Tryouts for the team are in a little over two weeks. I have to make up for a whole year of not dancing. I've been reasonably active, but nowhere near where I was during dance season. I've started to get back into my regular stretching routine and amazingly enough, seem to have retained most of my flexibility. Now, though, I'm going to have to find a place to practice my turns and leaps and maybe drop in on a hip hop class somewhere. 

It feels good to get this all out and to finally have a tangible goal to keep me motivated. I'll update later on my progress and to let you know if I made the team.


----------



## gusstaf (Jan 1, 2012)

Thanks  

I'm sure it will help with the ol' self-esteem.


----------



## Double Indemnity (Aug 15, 2011)

This sounds like a great opportunity for you. Good luck! Or break a leg!


----------



## gusstaf (Jan 1, 2012)

Update: I tried out for the team yesterday. It was super nerve-wracking, because there were some really good dancers there. About 35 people showed up to try out for 15 spots. At other auditions I've attended, I've always seen a few great dancers and a lot of people who look like beginners. This wasn't the case here. They were all at least decent.

Bad news first. I didn't make the hip hop team. I guess I'm just too awkward to be a good hip hop dancer. I'm pretty bummed about that.
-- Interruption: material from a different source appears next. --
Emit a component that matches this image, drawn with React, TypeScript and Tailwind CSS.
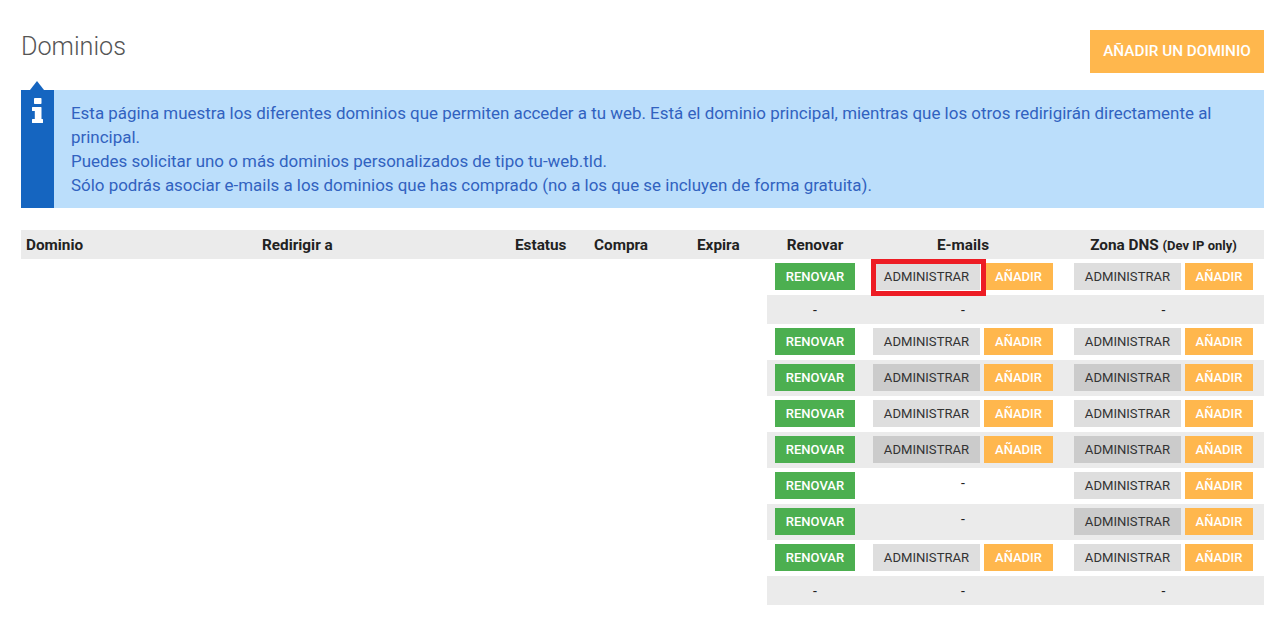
import React from 'react';

type Row = {
  renovar: boolean;
  email: boolean;
  dns: boolean;
  highlight?: boolean;
};

const rows: Row[] = [
  { renovar: true, email: true, dns: true, highlight: true },
  { renovar: false, email: false, dns: false },
  { renovar: true, email: true, dns: true },
  { renovar: true, email: true, dns: true },
  { renovar: true, email: true, dns: true },
  { renovar: true, email: true, dns: true },
  { renovar: true, email: false, dns: true },
  { renovar: true, email: false, dns: true },
  { renovar: true, email: true, dns: true },
  { renovar: false, email: false, dns: false },
];

const InfoIcon = () => (
  <svg viewBox="0 0 11 25" className="mx-auto h-[25px] w-[11px] fill-white">
    <path d="M2 0.7Q2 0 2.7 0H8.8Q9.5 0 9.5 0.7V5.3Q9.5 6 8.8 6H2.7Q2 6 2 5.3Z" />
    <path d="M0.6 9H8.9Q9.5 9 9.5 9.6V21H10.4Q11 21 11 21.6V24.4Q11 25 10.4 25H0.6Q0 25 0 24.4V21.6Q0 21 0.6 21H2.8V13H0.6Q0 13 0 12.4V9.6Q0 9 0.6 9Z" />
  </svg>
);

const AdminButton: React.FC<{ striped: boolean; highlight?: boolean }> = ({ striped, highlight }) => (
  <span
    className={`relative flex h-[27px] w-[107px] items-center justify-center text-[13.1px] text-[#333] ${
      striped ? 'bg-[#cbcbcb]' : 'bg-[#dedede]'
    }`}
  >
    ADMINISTRAR
    {highlight && <span className="absolute -top-[4px] -right-[6px] -bottom-[6px] -left-[2px] border-[5px] border-[#ed1c24]" />}
  </span>
);

const AddButton: React.FC<{ width: string }> = ({ width }) => (
  <span className={`flex h-[27px] items-center justify-center bg-[#ffb74d] text-[13px] font-medium text-white ${width}`}>
    AÑADIR
  </span>
);

const App: React.FC = () => {
  return (
    <div className="min-h-[617px] bg-white px-[21px] font-['Roboto',sans-serif] text-[#333]">
      {/* cabecera */}
      <div className="flex justify-between pt-[30px] pb-[17px]">
        <h1 className="text-[25.2px] leading-[34px] font-light text-[#555]">Dominios</h1>
        <button className="h-[43px] w-[174px] bg-[#ffb74d] text-[15.3px] font-medium text-white">AÑADIR UN DOMINIO</button>
      </div>

      {/* aviso */}
      <div className="flex bg-[#bbdefb]">
        <div className="relative w-[33px] shrink-0 bg-[#1565c0] pt-[8px]">
          <span className="absolute -top-[9px] left-[9px] h-0 w-0 border-x-[7.5px] border-b-[9px] border-x-transparent border-b-[#1565c0]" />
          <InfoIcon />
        </div>
        <p className="py-[11px] pr-[17px] pl-[17px] text-[16.93px] leading-[24px] text-[#3162c0]">
          Esta página muestra los diferentes dominios que permiten acceder a tu web. Está el dominio principal, mientras
          que los otros redirigirán directamente al principal.
          <br />
          Puedes solicitar uno o más dominios personalizados de tipo tu-web.tld.
          <br />
          Sólo podrás asociar e-mails a los dominios que has comprado (no a los que se incluyen de forma gratuita).
        </p>
      </div>

      {/* tabla */}
      <table className="mt-[22px] w-full table-fixed border-collapse text-[14px]">
        <colgroup>
          <col className="w-[236px]" />
          <col className="w-[253px]" />
          <col className="w-[79px]" />
          <col className="w-[103px]" />
          <col className="w-[75px]" />
          <col className="w-[96px]" />
          <col className="w-[200px]" />
          <col className="w-[201px]" />
        </colgroup>
        <thead>
          <tr className="h-[29px] bg-[#ebebeb] text-[15.3px] font-bold text-[#222]">
            <th className="px-[5px] pt-[1px] text-left">Dominio</th>
            <th className="px-[5px] pt-[1px] text-left">Redirigir a</th>
            <th className="px-[5px] pt-[1px] text-left">Estatus</th>
            <th className="px-[5px] pt-[1px] text-left">Compra</th>
            <th className="px-[5px] pt-[1px] text-left">Expira</th>
            <th className="px-[5px] pt-[1px] text-center">Renovar</th>
            <th className="px-[5px] pt-[1px] text-center">E-mails</th>
            <th className="px-[5px] pt-[1px] text-center">
              Zona DNS <span className="text-[13px]">(Dev IP only)</span>
            </th>
          </tr>
        </thead>
        <tbody>
          {rows.map((row, i) => {
            const striped = i % 2 === 1;
            const cell = `p-0 align-top ${striped ? 'bg-[#ebebeb]' : ''}`;
            const dash = 'block pt-[6px] pb-[4px] text-center leading-[19px] text-[#222]';
            return (
              <tr key={i} className={row.renovar ? 'h-[36px]' : 'h-[29px]'}>
                <td colSpan={5} className="p-0" />
                <td className={cell}>
                  {row.renovar ? (
                    <div className="flex justify-center pt-[4px]">
                      <span className="flex h-[27px] w-[80px] items-center justify-center bg-[#4caf50] text-[13px] font-medium text-white">
                        RENOVAR
                      </span>
                    </div>
                  ) : (
                    <span className={dash}>-</span>
                  )}
                </td>
                <td className={cell}>
                  {row.email ? (
                    <div className="flex justify-center gap-[4px] pt-[4px]">
                      <AdminButton striped={striped} highlight={row.highlight} />
                      <AddButton width="w-[69px]" />
                    </div>
                  ) : (
                    <span className={dash}>-</span>
                  )}
                </td>
                <td className={cell}>
                  {row.dns ? (
                    <div className="flex justify-center gap-[4px] pt-[4px]">
                      <AdminButton striped={striped} />
                      <AddButton width="w-[68px]" />
                    </div>
                  ) : (
                    <span className={dash}>-</span>
                  )}
                </td>
              </tr>
            );
          })}
        </tbody>
      </table>
    </div>
  );
};

export default App;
But the good news is, I did make jazz!! I thought that was pretty cool, considering that I've been on hiatus for over a year. I'm nervous about meeting all these new people, especially since dance team types tend to be pretty extroverted. But I'm still pretty excited. :clap


----------



## _AJ_ (Jan 23, 2008)

Right on!


----------



## Delicate (May 23, 2008)

Well done!! That's really impressive, don't get too down on yourself for not making the hip hop team I bet with a little more practice you'd have made both. Out of 35 people trying out for 15 places you got on the team! that's amazing! I hope you get on well with the rest of the team, it might be hard at first but I'm sure you'll find it easier in time.


----------



## Secretly Pretentious (Dec 18, 2011)

That's so hardcore! Congrats making the jazz team!


----------



## GeekAngie (Jun 15, 2012)

Congrats on making the Jazz team! That's awesome <3


----------